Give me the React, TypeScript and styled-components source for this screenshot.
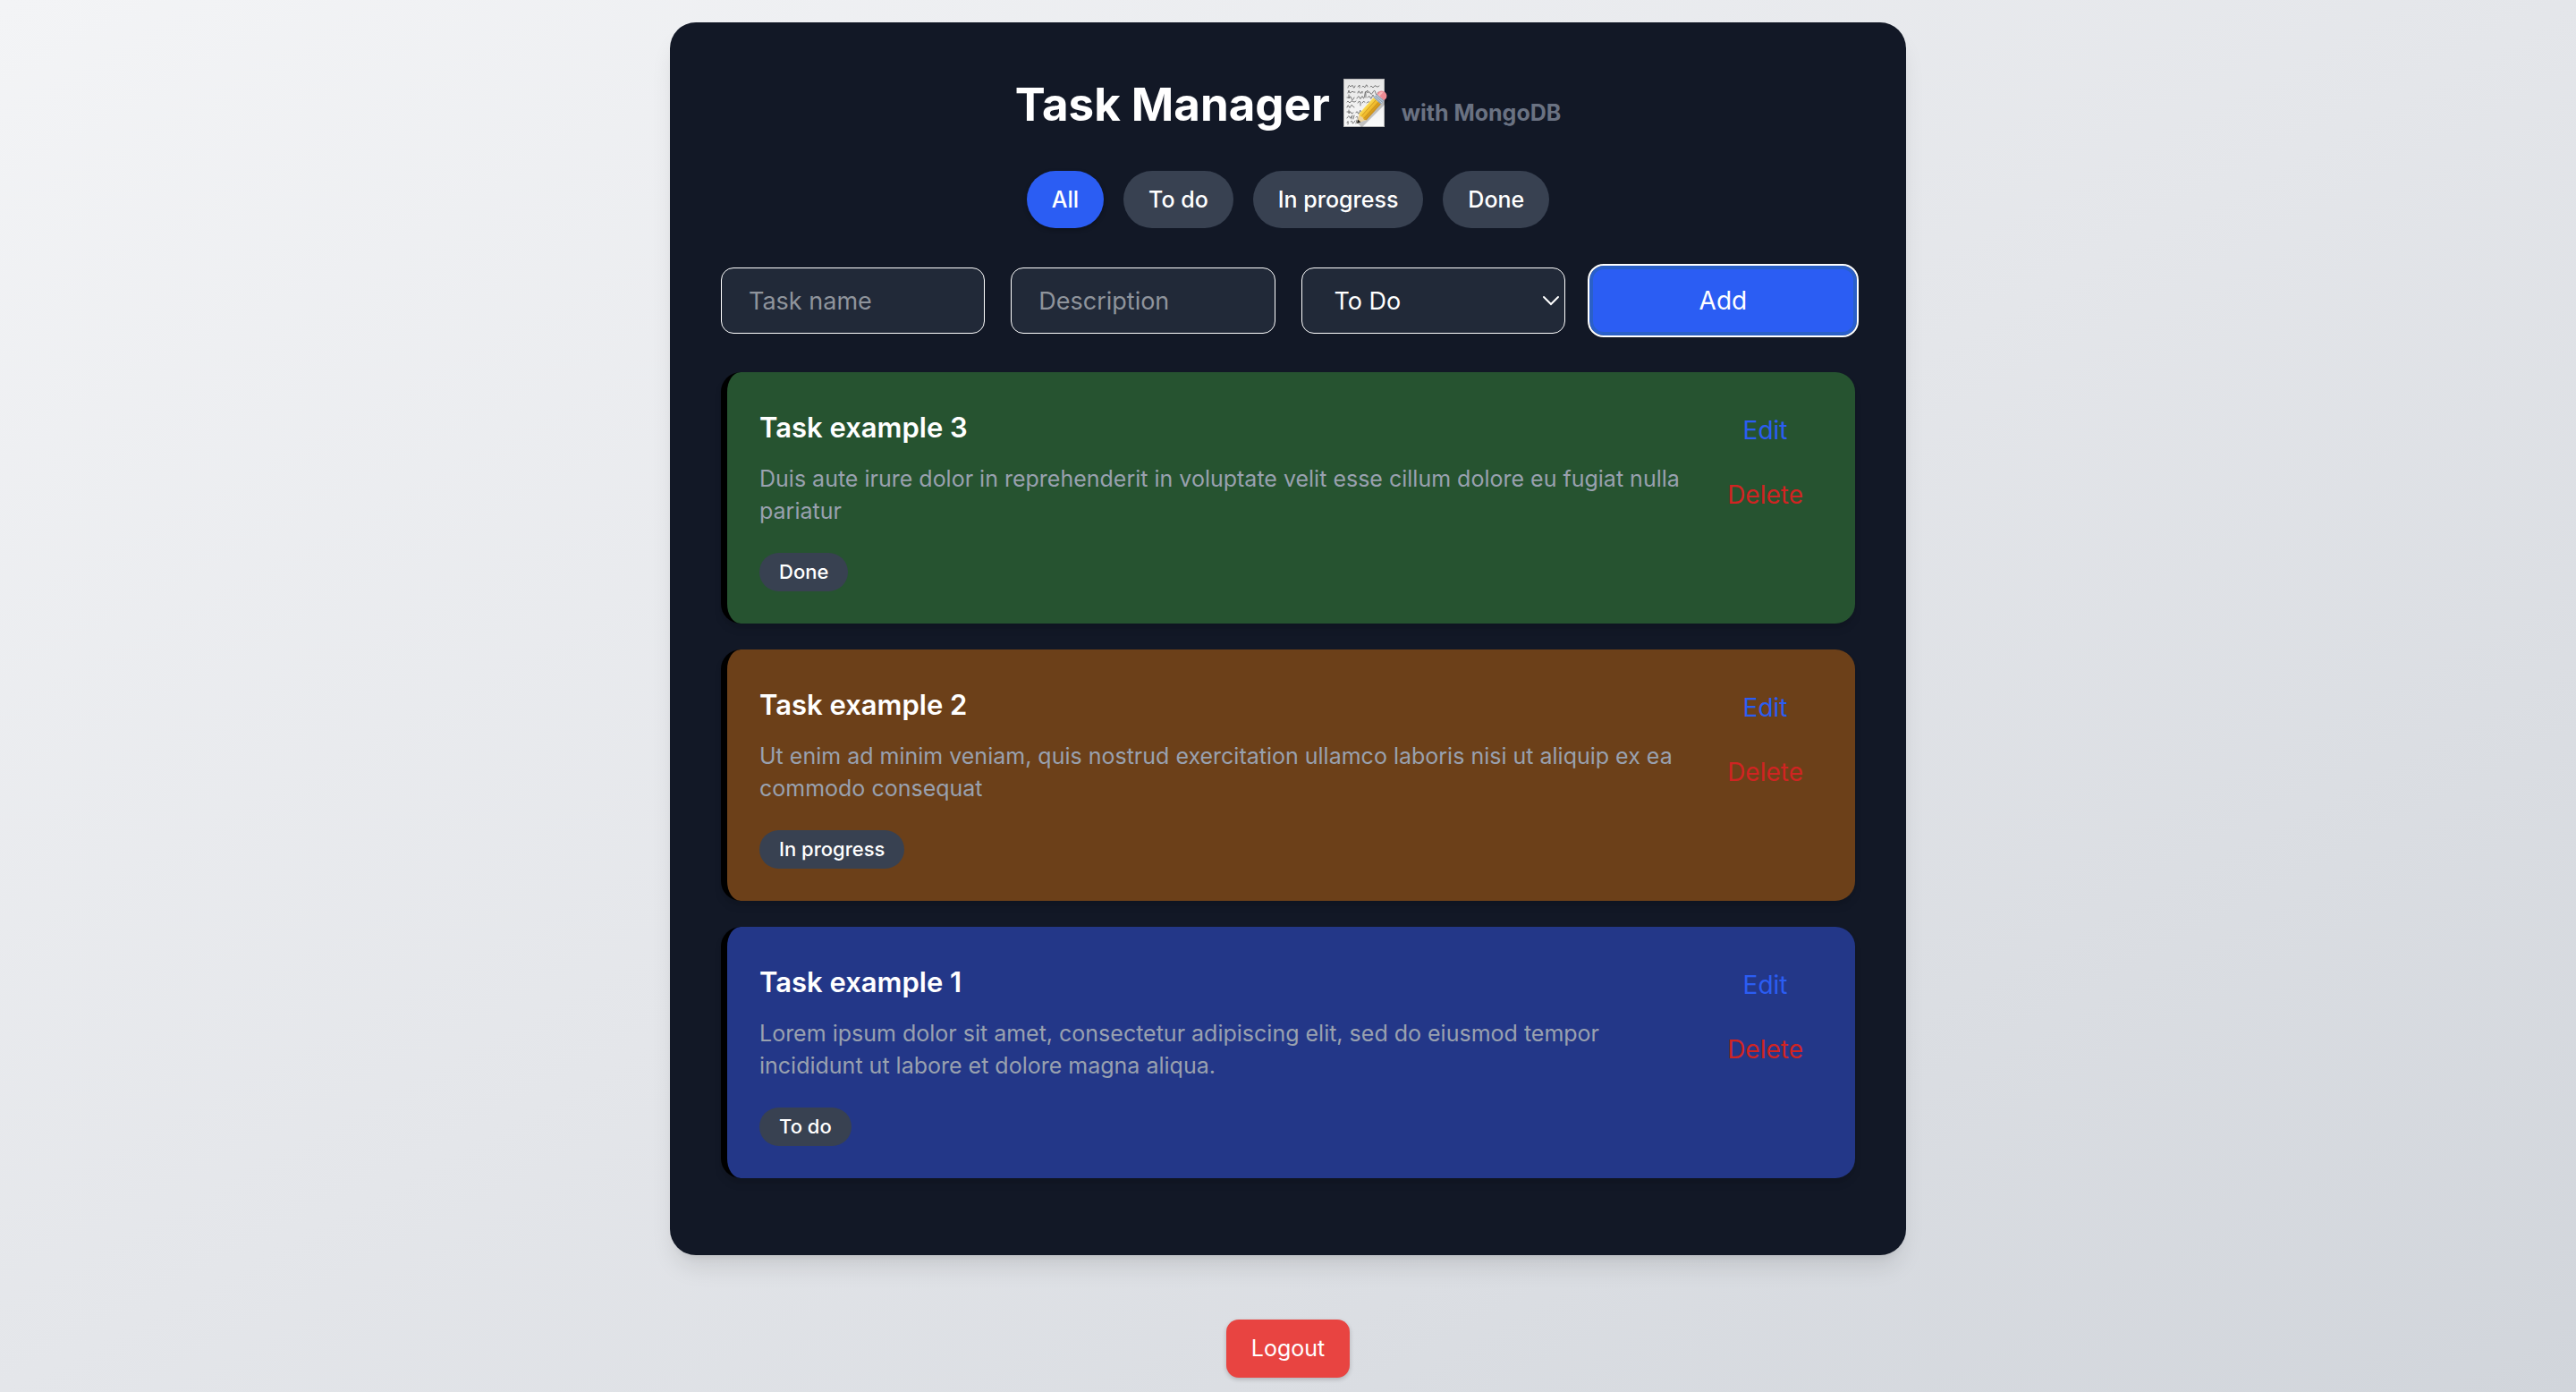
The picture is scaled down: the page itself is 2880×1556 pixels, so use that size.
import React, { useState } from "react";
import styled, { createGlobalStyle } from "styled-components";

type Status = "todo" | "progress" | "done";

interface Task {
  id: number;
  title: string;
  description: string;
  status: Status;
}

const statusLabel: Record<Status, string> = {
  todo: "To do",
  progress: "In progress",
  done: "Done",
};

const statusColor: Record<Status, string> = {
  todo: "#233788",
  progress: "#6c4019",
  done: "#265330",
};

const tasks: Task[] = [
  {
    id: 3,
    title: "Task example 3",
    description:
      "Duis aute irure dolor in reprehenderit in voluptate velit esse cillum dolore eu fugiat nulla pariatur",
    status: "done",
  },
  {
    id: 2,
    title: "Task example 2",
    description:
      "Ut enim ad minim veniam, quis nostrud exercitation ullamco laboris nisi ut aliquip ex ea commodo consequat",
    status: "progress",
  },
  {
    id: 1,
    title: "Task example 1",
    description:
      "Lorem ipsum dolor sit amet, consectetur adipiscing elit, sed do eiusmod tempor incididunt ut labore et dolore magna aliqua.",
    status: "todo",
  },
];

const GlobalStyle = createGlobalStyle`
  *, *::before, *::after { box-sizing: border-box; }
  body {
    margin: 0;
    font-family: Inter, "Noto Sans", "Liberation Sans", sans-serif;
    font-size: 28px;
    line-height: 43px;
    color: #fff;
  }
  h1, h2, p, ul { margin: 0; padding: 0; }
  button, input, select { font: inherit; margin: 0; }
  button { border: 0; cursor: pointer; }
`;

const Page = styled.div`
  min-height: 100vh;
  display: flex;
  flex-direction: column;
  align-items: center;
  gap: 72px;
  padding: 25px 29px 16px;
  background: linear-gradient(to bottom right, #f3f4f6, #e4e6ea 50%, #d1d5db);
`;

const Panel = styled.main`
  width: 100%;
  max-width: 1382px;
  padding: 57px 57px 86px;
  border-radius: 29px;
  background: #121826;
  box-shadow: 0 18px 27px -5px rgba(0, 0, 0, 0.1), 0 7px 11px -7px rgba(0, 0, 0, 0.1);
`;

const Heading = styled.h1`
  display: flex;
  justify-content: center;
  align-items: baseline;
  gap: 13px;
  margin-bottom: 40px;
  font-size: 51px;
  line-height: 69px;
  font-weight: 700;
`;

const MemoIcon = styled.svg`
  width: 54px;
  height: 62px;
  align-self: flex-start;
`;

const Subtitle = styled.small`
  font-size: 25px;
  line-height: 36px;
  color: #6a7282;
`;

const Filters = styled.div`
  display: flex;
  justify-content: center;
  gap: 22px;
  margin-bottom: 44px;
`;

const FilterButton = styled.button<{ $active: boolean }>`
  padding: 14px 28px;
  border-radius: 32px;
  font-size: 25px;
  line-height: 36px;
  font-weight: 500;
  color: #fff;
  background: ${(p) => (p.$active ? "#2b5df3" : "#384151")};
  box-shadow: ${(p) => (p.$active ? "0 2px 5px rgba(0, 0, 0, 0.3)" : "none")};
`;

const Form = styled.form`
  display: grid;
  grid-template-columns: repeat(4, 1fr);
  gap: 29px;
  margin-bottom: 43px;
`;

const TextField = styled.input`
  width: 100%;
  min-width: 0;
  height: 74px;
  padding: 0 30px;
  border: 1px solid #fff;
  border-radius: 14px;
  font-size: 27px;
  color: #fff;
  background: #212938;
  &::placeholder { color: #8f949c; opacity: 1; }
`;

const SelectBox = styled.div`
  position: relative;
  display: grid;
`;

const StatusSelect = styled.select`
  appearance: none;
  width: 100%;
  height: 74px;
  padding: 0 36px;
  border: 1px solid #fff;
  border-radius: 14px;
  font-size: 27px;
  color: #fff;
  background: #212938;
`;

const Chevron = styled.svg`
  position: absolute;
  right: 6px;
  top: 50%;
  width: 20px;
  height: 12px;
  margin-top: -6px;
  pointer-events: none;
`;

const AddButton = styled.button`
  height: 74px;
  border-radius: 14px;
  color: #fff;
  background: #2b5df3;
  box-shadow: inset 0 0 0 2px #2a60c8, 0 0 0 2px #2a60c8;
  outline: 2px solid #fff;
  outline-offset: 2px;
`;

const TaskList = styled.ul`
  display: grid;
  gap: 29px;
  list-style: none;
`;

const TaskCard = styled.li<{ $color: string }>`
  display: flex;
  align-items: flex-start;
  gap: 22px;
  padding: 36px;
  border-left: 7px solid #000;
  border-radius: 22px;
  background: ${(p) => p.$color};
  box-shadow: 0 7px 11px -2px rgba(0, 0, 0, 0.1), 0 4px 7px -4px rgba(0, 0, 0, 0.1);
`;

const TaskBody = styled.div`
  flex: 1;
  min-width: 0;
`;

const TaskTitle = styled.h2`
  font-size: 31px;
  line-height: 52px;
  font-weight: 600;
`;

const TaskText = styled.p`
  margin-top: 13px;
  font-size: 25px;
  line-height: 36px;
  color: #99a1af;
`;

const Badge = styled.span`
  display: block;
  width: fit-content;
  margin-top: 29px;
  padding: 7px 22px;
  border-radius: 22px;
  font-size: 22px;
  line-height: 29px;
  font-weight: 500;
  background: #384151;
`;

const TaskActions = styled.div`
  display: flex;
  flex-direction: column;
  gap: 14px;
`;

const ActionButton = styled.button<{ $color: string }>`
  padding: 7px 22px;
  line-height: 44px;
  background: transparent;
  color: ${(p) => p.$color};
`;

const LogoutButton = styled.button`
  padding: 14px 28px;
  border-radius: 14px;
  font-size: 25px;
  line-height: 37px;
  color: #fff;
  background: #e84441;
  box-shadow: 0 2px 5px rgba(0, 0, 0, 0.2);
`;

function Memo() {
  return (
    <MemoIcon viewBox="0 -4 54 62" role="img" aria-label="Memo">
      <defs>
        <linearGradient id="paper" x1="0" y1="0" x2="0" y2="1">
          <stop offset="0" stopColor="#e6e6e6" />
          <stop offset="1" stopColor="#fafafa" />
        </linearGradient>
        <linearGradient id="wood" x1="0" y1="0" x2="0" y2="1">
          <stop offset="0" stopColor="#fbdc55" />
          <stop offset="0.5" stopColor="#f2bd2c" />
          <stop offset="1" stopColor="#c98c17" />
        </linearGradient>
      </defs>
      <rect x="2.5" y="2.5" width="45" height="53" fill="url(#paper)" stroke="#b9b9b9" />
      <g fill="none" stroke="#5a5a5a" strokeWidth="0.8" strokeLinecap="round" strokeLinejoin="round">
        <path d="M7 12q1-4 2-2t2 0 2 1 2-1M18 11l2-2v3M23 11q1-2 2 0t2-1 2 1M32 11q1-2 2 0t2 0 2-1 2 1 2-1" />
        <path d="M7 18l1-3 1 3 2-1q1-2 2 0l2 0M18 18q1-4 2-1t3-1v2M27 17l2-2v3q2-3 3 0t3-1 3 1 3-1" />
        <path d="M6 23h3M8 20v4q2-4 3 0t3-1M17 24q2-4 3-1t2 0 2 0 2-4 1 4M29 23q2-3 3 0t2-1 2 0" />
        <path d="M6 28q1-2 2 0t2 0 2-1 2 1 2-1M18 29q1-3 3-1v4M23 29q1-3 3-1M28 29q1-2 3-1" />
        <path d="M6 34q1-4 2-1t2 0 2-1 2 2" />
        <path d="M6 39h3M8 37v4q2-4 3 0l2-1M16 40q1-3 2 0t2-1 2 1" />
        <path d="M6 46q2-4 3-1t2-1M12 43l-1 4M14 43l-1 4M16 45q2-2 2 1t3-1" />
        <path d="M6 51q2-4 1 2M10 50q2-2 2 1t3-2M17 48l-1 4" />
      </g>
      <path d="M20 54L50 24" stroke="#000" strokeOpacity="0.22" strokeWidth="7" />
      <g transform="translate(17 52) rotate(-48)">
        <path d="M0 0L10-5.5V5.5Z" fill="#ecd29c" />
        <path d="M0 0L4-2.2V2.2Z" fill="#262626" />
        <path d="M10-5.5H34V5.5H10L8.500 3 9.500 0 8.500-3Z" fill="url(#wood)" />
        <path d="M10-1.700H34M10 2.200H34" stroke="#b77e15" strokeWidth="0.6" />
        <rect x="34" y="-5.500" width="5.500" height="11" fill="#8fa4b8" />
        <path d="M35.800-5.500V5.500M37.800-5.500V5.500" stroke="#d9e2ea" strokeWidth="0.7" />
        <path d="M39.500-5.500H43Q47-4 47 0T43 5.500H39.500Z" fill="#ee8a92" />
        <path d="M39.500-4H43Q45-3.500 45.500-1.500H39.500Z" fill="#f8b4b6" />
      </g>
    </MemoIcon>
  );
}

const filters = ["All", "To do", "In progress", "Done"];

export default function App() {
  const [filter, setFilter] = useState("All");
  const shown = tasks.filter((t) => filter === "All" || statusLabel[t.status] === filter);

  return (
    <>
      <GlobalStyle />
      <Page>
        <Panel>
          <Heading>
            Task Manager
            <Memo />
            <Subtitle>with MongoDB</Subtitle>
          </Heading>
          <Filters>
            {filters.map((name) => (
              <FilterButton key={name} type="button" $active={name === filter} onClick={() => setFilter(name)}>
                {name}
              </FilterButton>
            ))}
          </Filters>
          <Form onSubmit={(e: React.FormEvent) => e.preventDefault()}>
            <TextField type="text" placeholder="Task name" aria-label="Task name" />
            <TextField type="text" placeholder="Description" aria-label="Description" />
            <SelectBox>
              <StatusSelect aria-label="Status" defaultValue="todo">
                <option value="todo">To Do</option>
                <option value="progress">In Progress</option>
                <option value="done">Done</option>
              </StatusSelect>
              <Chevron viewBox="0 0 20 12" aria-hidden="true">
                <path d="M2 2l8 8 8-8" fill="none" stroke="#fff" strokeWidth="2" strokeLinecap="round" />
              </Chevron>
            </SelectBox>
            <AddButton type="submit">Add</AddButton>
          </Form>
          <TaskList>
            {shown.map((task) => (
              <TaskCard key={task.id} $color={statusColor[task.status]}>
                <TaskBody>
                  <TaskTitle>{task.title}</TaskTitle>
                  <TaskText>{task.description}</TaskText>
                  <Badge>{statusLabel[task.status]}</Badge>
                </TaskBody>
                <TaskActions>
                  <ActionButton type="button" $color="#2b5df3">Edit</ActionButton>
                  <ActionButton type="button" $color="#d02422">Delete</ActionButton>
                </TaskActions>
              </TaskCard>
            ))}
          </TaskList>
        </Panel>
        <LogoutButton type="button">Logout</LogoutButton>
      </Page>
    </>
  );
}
******
● **REQUIRED TASK**: Of the lines above, how many hold the string "React"? Answer with only the number.

● **RESPONSE TO THIS EXERCISE**: 3